Fondi Europa, torna l’ora delle small cap?

I fondi azionari Europa che puntano sull’equity large cap growth hanno iniziato il 2020 a passo di corsa. Ma non è detto che il nuovo sprint possa essere indicativo di una tendenza destinata a durare. Dai primi giorni di gennaio (fino all’11 febbraio), la categoria che raccoglie gli strumenti che investono nei titoli large cap delle società ad alta crescita del Vecchio continente ha guadagnato il 4,2% (in euro), dando l’impressione di voler continuare il trend che, solo nel 2019, l’ha portata a guadagnare più del 30%.

Allargando la visione sul lungo periodo, tuttavia, lo scenario cambia. Guardando l’andamento dei segmenti in un arco temporale di 10 anni si nota come, a dare le maggiori soddisfazioni agli investitori in termini di rendimento (annualizzato) siano stati gli strumenti che puntano sulle small e mid cap.

Andamento categorie Morningstar Europe a confronto
europa a confronto

In finanza, questo andamento è conosciuto come small cap effect e indica il fenomeno per il quale le azioni con la capitalizzazione minore tendano, in media (e aggiustando la performance per il rischio) a fare meglio delle large cap. “Questo ha senso, considerato che di solito sono un investimento più rischioso rispetto alle grandi e, di conseguenza, possono dare un miglior rendimento”, spiega Ben Johnson, uno dei responsabili della ricerca di Morningstar.

Ci sono poi altre ragioni che rendono meno efficiente questo segmento rispetto ad altri creando delle sacche di opportunità. Una è il fatto che, nella maggior parte dei casi, si tratta di aziende che non sono molto seguite dagli analisti. “E’ normale quindi che i migliori rendimenti siano intascati da chi vuole arrotolarsi le maniche e fare un po’ di lavoro in più”, dice Johnson.

Perché le small possono correre

Esistono diversi motivi che possono spiegare l’andamento delle piccole e medie imprese. Ad esempio, nella maggior parte dei casi si tratta di aziende che lavorano sui mercati domestici o, al massimo, regionali. In questo modo non sono soggette ai capricci dell’economia mondiale, ma possono approfittare del buon andamento delle aree di riferimento.

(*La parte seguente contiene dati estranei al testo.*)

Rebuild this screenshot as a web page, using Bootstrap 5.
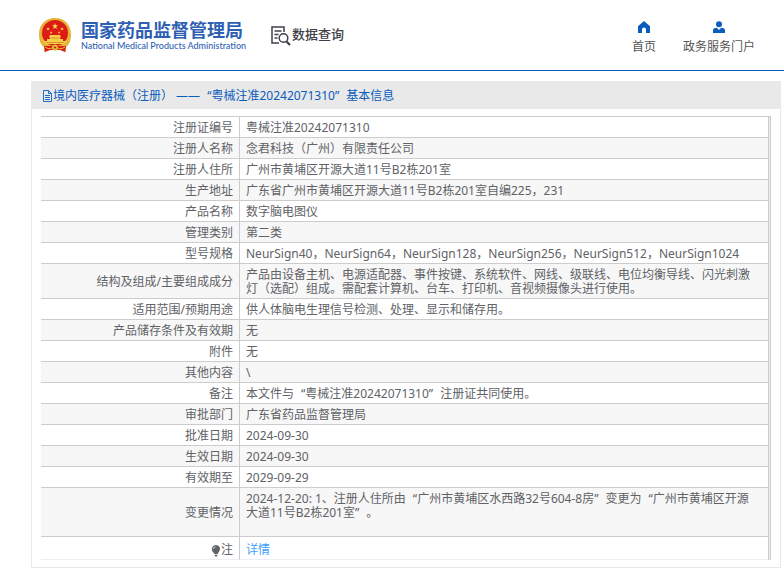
<!DOCTYPE html>
<html lang="zh-CN">
<head>
<meta charset="utf-8">
<meta name="viewport" content="width=device-width, initial-scale=1">
<title>国家药品监督管理局 数据查询</title>
<link href="https://cdn.jsdelivr.net/npm/bootstrap@5.3.0/dist/css/bootstrap.min.css" rel="stylesheet">
<style>
body{font-family:"Noto Sans","Noto Sans CJK SC",sans-serif;font-size:12px;line-height:14px;color:#606266;background:#fff}
.quote-open{padding-left:7px}
.quote-close{padding-right:7px}
.site-head{height:71px;border-bottom:1px solid #0a5cbd}
.emblem{margin-left:38px}
.brand-name{margin-left:9px}
.brand-zh{font-family:"Noto Sans CJK SC",sans-serif;font-size:18px;line-height:22px;font-weight:700;color:#2f5fb3}
.brand-en{font-family:Lato,sans-serif;font-size:9px;line-height:12px;font-weight:500;color:#2f5fb3}
.query{font-family:"Noto Sans CJK SC",sans-serif;font-size:13px;line-height:20px;font-weight:500;color:#404048;padding-bottom:2px}
.top-links{margin-right:29px;gap:27px;padding-top:6px}
.top-links a{color:#555;line-height:18px}
.panel{margin:10px 3px 5px 31px;border:1px solid #e9e9e9}
.panel-title{font-size:12px;line-height:17px;color:#0a5cbd;background:#e9e9e9;padding:5px 10px}
.frame{margin:7px 9px 7px;border:solid #ccc;border-width:1px 1px 0 0;padding-right:1px;background:#ebeef5}
.info{border-collapse:separate;border-spacing:0;border-right:1px solid #ccc;background:#fff}
.info th,.info td{padding:4px 6px 2px;border-bottom:1px solid #ccc;font-weight:400;vertical-align:middle}
.info th{width:198px;text-align:right;padding-left:0}
.info td{border-left:1px solid #ccc;padding-right:9px}
.info tr:nth-child(even)>*{background:#f7f7f7}
.info .history{padding-bottom:16px}
.info tr:last-child>*{border-bottom-color:#ebeef5;padding-top:6px;padding-bottom:2px}
.info a{color:#409eff}
</style>
<script src="https://cdn.jsdelivr.net/npm/bootstrap@5.3.0/dist/js/bootstrap.bundle.min.js"></script>
</head>
<body>
<header class="site-head d-flex align-items-center">
  <svg class="emblem flex-shrink-0" width="34" height="36" viewBox="0 0 34 36" aria-hidden="true">
    <path d="M17 1C7 1 1 8 1 17c0 7 2 11 5 13v5l5-2h12l5 2v-5c3-2 5-6 5-13C33 8 27 1 17 1z" fill="#e4b637"/>
    <path d="M6 29h22l-1 6-5-2H12l-5 2z" fill="#d51f17"/>
    <circle cx="17" cy="16" r="13" fill="#dc1b16"/>
    <path d="M17 6l.8 2.300h2.300l-1.900 1.500.8 2.300-2-1.400-2 1.400.8-2.300-1.900-1.500h2.300z" fill="#fbd64a"/>
    <path d="M10 10l.5 1.200H12l-1 .9.400 1.400-1.400-.8-1.200.8.300-1.400-1-.9h1.400zM24 10l.5 1.200H26l-1 .9.400 1.400-1.400-.8-1.200.8.300-1.400-1-.9h1.400zM13 14l.4 1h1l-.8.7.3 1-.9-.5-.9.5.3-1-.8-.7h1zM21 14l.4 1h1l-.8.7.3 1-.9-.5-.9.5.3-1-.8-.7h1z" fill="#f8c83e"/>
    <path d="M12 18h10l1 2-1 .5V22h3v2h4l-3 3H8l-3-3h4v-2h3v-1.500l-1-.5z" fill="#f6ce49"/>
    <path d="M8 25.500h18M13 21h8" stroke="#cf7a1c" stroke-width=".7"/>
    <circle cx="17" cy="30.500" r="3" fill="#e9b52f"/><circle cx="17" cy="30.500" r="1.100" fill="#c82018"/>
    <path d="M7 30c3 2 5 2 7 1M27 30c-3 2-5 2-7 1" stroke="#f3bd38" fill="none"/>
  </svg>
  <div class="brand-name text-nowrap">
    <div class="brand-zh">国家药品监督管理局</div>
    <div class="brand-en">National Medical Products Administration</div>
  </div>
  <div class="query d-flex align-items-center ms-4 text-nowrap">
    <svg class="mt-1" width="22" height="20" viewBox="0 0 22 20" fill="none" stroke="#404048" stroke-width="1.500" aria-hidden="true">
      <path d="M14 6V1H2v16h7"/><path d="M4.500 5h7M4.500 8.500h4M4.500 12h3" stroke-width="1.300"/>
      <circle cx="13.500" cy="12" r="4.300"/><path d="M16.500 15.500l3.500 3.500" stroke-width="2.200"/>
    </svg>数据查询
  </div>
  <nav class="top-links d-flex ms-auto text-center text-nowrap" aria-label="导航">
    <a class="text-decoration-none d-flex flex-column align-items-center" href="#"><svg class="mb-1" width="14" height="13" viewBox="0 0 14 13" aria-hidden="true"><path d="M7 0l6 5.200V12H9V8.500a2 2 0 0 0-4 0V12H1V5.200z" fill="#0a5cbd"/></svg>首页</a>
    <a class="text-decoration-none d-flex flex-column align-items-center" href="#"><svg class="mb-1" width="14" height="13" viewBox="0 0 14 13" aria-hidden="true"><circle cx="7" cy="3.200" r="3" fill="#0a5cbd"/><path d="M1 12V9.500Q1 7 4.800 6.800L7 9l2.200-2.200Q13 7 13 9.500V12z" fill="#0a5cbd"/></svg>政务服务门户</a>
  </nav>
</header>
<main class="panel">
  <h1 class="panel-title d-flex align-items-center m-0 fw-normal">
    <svg class="flex-shrink-0" width="11" height="12" viewBox="0 0 11 12" fill="none" stroke="#0a5cbd" aria-hidden="true"><path d="M1.500.5h5l3 3v8h-8zM6.500.5v3h3M3 5.500h5M3 7.500h5M3 9.500h5" stroke-width=".9"/></svg>
    <span>境内医疗器械（注册） ——<span class="quote-open">“</span>粤械注准20242071310<span class="quote-close">”</span>基本信息</span>
  </h1>
  <div class="frame">
    <table class="info w-100">
      <tbody>
        <tr><th scope="row">注册证编号</th><td>粤械注准20242071310</td></tr>
        <tr><th scope="row">注册人名称</th><td>念君科技（广州）有限责任公司</td></tr>
        <tr><th scope="row">注册人住所</th><td>广州市黄埔区开源大道11号B2栋201室</td></tr>
        <tr><th scope="row">生产地址</th><td>广东省广州市黄埔区开源大道11号B2栋201室自编225，231</td></tr>
        <tr><th scope="row">产品名称</th><td>数字脑电图仪</td></tr>
        <tr><th scope="row">管理类别</th><td>第二类</td></tr>
        <tr><th scope="row">型号规格</th><td>NeurSign40，NeurSign64，NeurSign128，NeurSign256，NeurSign512，NeurSign1024</td></tr>
        <tr><th scope="row">结构及组成/主要组成成分</th><td>产品由设备主机、电源适配器、事件按键、系统软件、网线、级联线、电位均衡导线、闪光刺激灯（选配）组成。需配套计算机、台车、打印机、音视频摄像头进行使用。</td></tr>
        <tr><th scope="row">适用范围/预期用途</th><td>供人体脑电生理信号检测、处理、显示和储存用。</td></tr>
        <tr><th scope="row">产品储存条件及有效期</th><td>无</td></tr>
        <tr><th scope="row">附件</th><td>无</td></tr>
        <tr><th scope="row">其他内容</th><td>\</td></tr>
        <tr><th scope="row">备注</th><td>本文件与<span class="quote-open">“</span>粤械注准20242071310<span class="quote-close">”</span>注册证共同使用。</td></tr>
        <tr><th scope="row">审批部门</th><td>广东省药品监督管理局</td></tr>
        <tr><th scope="row">批准日期</th><td>2024-09-30</td></tr>
        <tr><th scope="row">生效日期</th><td>2024-09-30</td></tr>
        <tr><th scope="row">有效期至</th><td>2029-09-29</td></tr>
        <tr><th scope="row">变更情况</th><td class="history">2024-12-20: 1、注册人住所由<span class="quote-open">“</span>广州市黄埔区水西路32号604-8房<span class="quote-close">”</span>变更为<span class="quote-open">“</span>广州市黄埔区开源大道11号B2栋201室<span class="quote-close">”</span>。</td></tr>
        <tr><th scope="row"><svg width="10" height="12" viewBox="0 0 10 12" aria-hidden="true"><path d="M5 0a4.200 4.200 0 0 1 2.500 7.500L6.500 9h-3l-1-1.500A4.200 4.200 0 0 1 5 0zM3.500 9.700h3L6 11.500H4z" fill="#606266"/><path d="M2.500 4Q2.700 2 4.500 1.800" stroke="#fff" stroke-width=".7" fill="none"/></svg>注</th><td><a class="text-decoration-none" href="#">详情</a></td></tr>
      </tbody>
    </table>
  </div>
</main>
</body>
</html>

Spesso, poi, si tratta di società poco indebitate: molte, soprattutto in Europa, sono guidate a livello familiare, con obiettivi di lungo periodo, una gestione dei bilanci prudente e interessi allineati a quelli degli investitori.

Il quadro macro

Tornando a ragionare sul breve periodo, gli investitori si concentrano sui dati macro. Un’occasione è stata la pubblicazione dell’ultimo Bollettino economico della Bce (il primo sia del 2020 che della presidenza all’istituto di Christine Lagarde).

Secondo il report, nel terzo trimestre del 2019 il Pil dell’area euro è aumentato dello 0,3% rispetto allo stesso periodo dell’anno precedente e dopo lo 0,2% del secondo trimestre.

Oltre che sui numeri, però, le attese degli investitori erano per le indicazioni di politica monetaria. Su questo fronte, alla luce delle prospettive di inflazione contenuta, il Consiglio direttivo della Bce ha ribadito la necessità di mantenere un orientamento di politica monetaria altamente accomodante per un prolungato periodo di tempo.

La Germania frena ancora

I radar intanto restano puntati sulla Germania, la prima economia della regione che, da qualche tempo, manda segnali preoccupanti. L’ultimo è arrivato dall’ufficio nazionale di statistica (Destasis) e dice che:

  • La produzione industriale nel paese è calata a dicembre più del previsto.
  • Rispetto a novembre è scesa del 3,5%, superando le stime degli analisti, che prevedevano un calo dello 0,2%.
  • E’ il quinto calo negli ultimi sette mesi e rappresenta una battuta d’arresto dopo che, a novembre, era salita dell’1,2%.
  • Rispetto all’anno precedente il calo è stato del 6,8%, contro il -3,7% atteso dal mercato.